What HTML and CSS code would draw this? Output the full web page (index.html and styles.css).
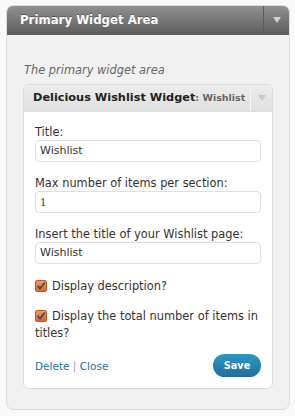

┄┄┄┄┄┄

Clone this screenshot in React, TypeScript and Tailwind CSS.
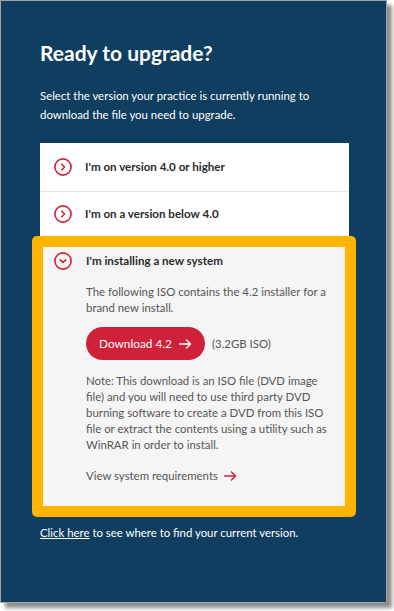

┄┄┄┄┄┄

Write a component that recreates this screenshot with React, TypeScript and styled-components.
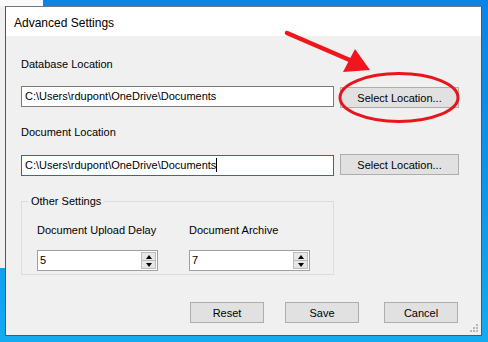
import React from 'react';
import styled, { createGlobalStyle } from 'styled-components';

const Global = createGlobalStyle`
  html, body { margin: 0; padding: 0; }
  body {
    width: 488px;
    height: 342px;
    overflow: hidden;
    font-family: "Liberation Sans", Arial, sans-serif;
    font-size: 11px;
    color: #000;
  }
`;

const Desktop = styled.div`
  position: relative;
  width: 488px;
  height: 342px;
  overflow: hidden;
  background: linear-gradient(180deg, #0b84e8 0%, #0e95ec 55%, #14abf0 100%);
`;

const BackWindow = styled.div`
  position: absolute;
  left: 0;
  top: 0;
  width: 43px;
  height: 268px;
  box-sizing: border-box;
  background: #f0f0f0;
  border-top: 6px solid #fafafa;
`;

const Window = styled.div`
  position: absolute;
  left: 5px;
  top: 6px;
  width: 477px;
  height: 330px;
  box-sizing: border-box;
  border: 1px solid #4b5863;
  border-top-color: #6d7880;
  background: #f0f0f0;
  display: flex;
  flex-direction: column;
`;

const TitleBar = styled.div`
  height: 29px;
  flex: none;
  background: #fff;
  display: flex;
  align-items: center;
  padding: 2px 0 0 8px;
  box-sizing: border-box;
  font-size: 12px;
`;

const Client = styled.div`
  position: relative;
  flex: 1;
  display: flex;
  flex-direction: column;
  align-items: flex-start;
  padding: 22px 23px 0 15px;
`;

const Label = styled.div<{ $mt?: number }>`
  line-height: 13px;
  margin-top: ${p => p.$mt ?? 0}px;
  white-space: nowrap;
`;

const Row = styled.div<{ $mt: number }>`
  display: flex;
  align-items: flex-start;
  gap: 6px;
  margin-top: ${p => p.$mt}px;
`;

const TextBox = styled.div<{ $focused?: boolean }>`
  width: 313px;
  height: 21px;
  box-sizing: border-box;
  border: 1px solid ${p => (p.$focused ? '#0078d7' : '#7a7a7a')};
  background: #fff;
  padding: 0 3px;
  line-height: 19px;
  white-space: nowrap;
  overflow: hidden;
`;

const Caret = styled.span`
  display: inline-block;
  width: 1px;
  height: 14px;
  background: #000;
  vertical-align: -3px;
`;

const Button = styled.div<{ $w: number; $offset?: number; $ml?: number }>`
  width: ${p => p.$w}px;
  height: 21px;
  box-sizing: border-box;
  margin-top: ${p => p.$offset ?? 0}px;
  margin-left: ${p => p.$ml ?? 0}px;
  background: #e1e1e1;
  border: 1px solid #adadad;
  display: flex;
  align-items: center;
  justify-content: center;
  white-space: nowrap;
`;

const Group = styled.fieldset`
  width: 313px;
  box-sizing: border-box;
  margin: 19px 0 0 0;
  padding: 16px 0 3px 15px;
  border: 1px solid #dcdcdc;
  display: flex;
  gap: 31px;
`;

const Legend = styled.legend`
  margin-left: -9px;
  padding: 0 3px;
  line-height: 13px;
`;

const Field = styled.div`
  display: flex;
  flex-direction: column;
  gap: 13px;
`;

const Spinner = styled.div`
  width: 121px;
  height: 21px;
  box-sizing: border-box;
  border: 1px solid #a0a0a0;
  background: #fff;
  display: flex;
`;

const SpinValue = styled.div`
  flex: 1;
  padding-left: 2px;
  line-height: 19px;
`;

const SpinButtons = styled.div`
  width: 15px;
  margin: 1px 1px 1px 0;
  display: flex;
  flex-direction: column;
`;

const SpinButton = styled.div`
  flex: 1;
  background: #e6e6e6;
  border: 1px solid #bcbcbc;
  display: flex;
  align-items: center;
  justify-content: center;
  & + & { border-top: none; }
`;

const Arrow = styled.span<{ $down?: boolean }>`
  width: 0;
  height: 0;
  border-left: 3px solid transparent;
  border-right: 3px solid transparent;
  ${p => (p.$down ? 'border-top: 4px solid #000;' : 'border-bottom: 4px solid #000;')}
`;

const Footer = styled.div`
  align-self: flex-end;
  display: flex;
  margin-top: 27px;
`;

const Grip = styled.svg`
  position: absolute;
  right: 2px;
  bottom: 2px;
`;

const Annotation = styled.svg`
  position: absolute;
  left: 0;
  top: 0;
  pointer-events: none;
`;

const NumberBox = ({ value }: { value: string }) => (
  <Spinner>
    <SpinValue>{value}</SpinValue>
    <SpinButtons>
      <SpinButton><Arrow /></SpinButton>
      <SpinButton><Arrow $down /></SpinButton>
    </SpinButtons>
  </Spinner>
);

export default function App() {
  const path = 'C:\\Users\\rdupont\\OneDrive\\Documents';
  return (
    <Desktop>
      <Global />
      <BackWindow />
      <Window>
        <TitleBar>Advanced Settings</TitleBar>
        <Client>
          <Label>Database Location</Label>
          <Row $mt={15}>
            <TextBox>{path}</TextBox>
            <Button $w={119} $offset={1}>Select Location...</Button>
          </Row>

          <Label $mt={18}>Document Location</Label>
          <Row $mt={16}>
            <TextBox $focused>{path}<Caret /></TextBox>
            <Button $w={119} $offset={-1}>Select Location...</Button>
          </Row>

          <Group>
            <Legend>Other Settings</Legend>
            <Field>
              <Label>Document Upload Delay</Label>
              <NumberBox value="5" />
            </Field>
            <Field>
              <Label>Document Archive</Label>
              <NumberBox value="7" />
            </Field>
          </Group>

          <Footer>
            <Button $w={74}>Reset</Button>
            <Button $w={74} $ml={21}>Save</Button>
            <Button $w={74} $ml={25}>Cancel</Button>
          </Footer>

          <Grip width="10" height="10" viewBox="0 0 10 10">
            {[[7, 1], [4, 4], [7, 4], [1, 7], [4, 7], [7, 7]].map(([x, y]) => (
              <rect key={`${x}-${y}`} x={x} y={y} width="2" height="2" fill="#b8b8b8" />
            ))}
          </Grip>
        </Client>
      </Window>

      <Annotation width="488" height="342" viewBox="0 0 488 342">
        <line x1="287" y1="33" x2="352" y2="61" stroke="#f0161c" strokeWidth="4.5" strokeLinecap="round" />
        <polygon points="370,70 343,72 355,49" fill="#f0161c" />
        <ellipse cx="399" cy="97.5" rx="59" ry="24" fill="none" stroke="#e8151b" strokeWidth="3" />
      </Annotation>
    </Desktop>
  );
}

┄┄┄┄┄┄

> _What needs to be done_: Go through the entries above and pull out each line with "html" in it.

> _Written response_:
What HTML and CSS code would draw this? Output the full web page (index.html and styles.css).
  html, body { margin: 0; padding: 0; }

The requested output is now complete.